Ricky Gervais is the Kanye West of comedy: a prick and a twat, but a very talented pricktwat, so I generally tolerate the both of them.

Frankie Boyle...he's not very good at writing comics either. He writes "Rex Royd" for Mark Millar's CLiNT comic-o-magazine (Millar's another one who sometimes forgets that sheer nastiness doesn't necessarily justify itself, but he's still better at it than Boyle). Apart from the fact that he clearly has no idea how comic storytelling works, and actually hasn't succeeded in telling a story at all in three issues, he's peppering it all yet again with brutal and shocking moments that don't mean dick because they're not happening in a compelling or well-realised world. In the last issue, the antihero blew Batman's head off.
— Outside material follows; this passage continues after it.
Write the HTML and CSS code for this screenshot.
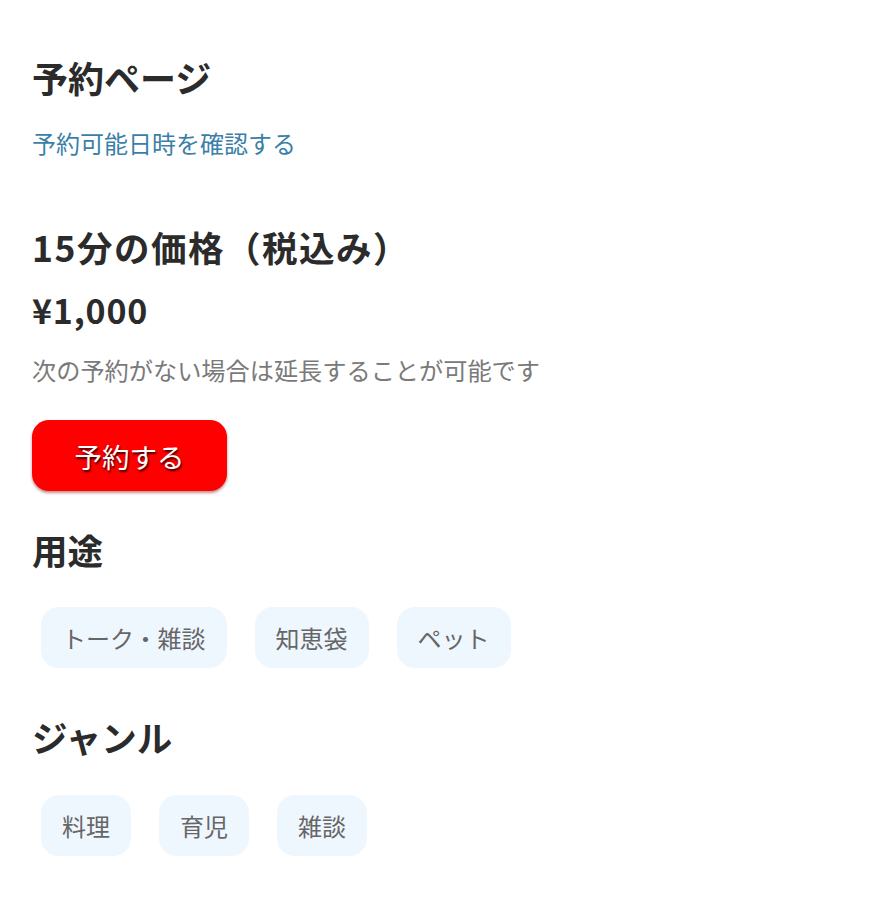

Before that there was a flashback to the Garden of Eden, where God was raping Eve from behind, before being murdered by the same antihero. Jonathan Ross' comic runs before Boyle's. It's much better.

Applemask said...

Sorry, punched Batman's head off. Not personally.

Mark X said...

I bought ish 3 of Clint as it was the first one I've actually seen on sale anywhere, and indeed, F Boyle's strip is pretty poor. I'm probably never going to bother buying it again, so I'd hope that compilations of KickAss 2 and American Jesus get released at some point. From what I saw of J Ross' comic, I wasn't overly fussed though. Were parts one and two any better?

Applemask said...

Kick-Ass II will inevitably be out in trade before long, and American Jesus already is (it's a reprint of a comic he did for Vertigo Comics a couple of years ago that no-one bought because there were ice ages between the issues). I definitely reccomend getting American Jesus at some stage. You have to read it twice anyway.

Turf part three is actually the second half of part two, so it would have had zero impact to anyone who hasn't read the first two chunks. It's pretty good, though. Ross writes too much dialogue and too little motion, but he understands comics a damn sight better than Boyle.

You may buy it again, at gunpoint, if by some chance I get a story accepted for "Space Oddities". Because I will command you to buy it.